The State Bank of Vietnam recently announced that property sales proceeds can be repatriated out of the country. Still, international banks based in Vietnam are unlikely to approve mortgage applications without title insurance.
Alternatively, local banks that offer such loans will require a work permit, proof of legal residency and an employment contract as proof of income. The reality, of course, is that these documents are often only valid for no more than a few years. Mortgages for foreigners are frequently being turned down as a result. “In the near-term at least, buyers are going to be cash-buyers,” says MacGregor. “So you have to be prepared to invest 100 percent of the purchase price at this point in time.”

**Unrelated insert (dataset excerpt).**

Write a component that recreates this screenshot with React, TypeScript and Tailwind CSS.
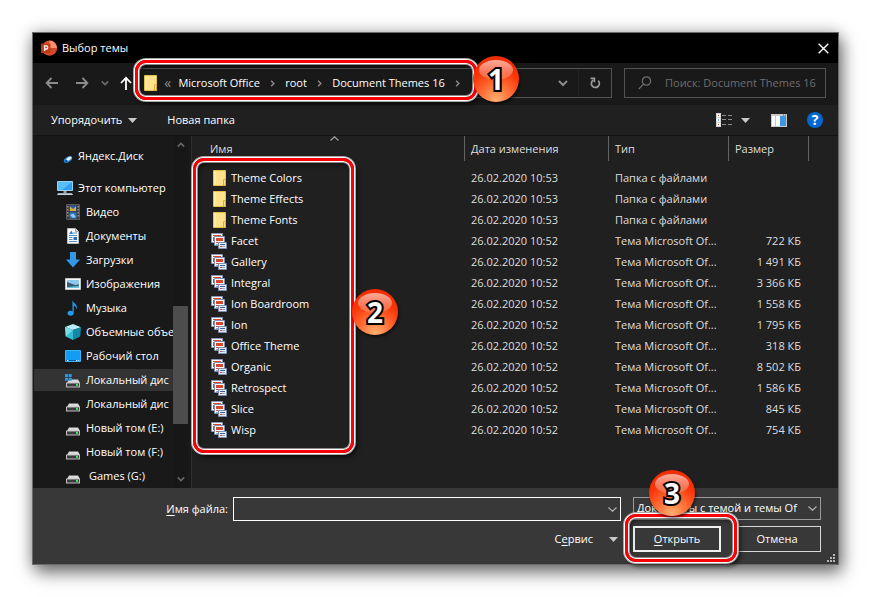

For prospective landlords, Burke, who has worked extensively with Vietnamese legislators and law drafters, adds further words of advice. “There’s a tax on leasing that many don’t take into account,” he says. “It’s a 20 percent flat tax on leasehold income. Also, you’re still in Vietnam, where the landlord is responsible for registering tenants with the police, for example. So anybody who does want to buy property as an investment vehicle will have to take into account the fact that they will need a good manager to help with all of the local bureaucracy.”
Conolly did just that. “One of the benefits of City Garden is that it has world class management,” he says. As a result the whole process has been very easy – and profitable.”
For him, though, the legal barriers are still too high. “For the doors to be fully open to foreign investment,” he says, “foreigners will have to be able to buy property on the same terms as locals.”
To what extent the government allows this to happen remains to be seen – a lot has changed in the past six months already – but all indicators are pointing towards a bountiful future for those who have struck early.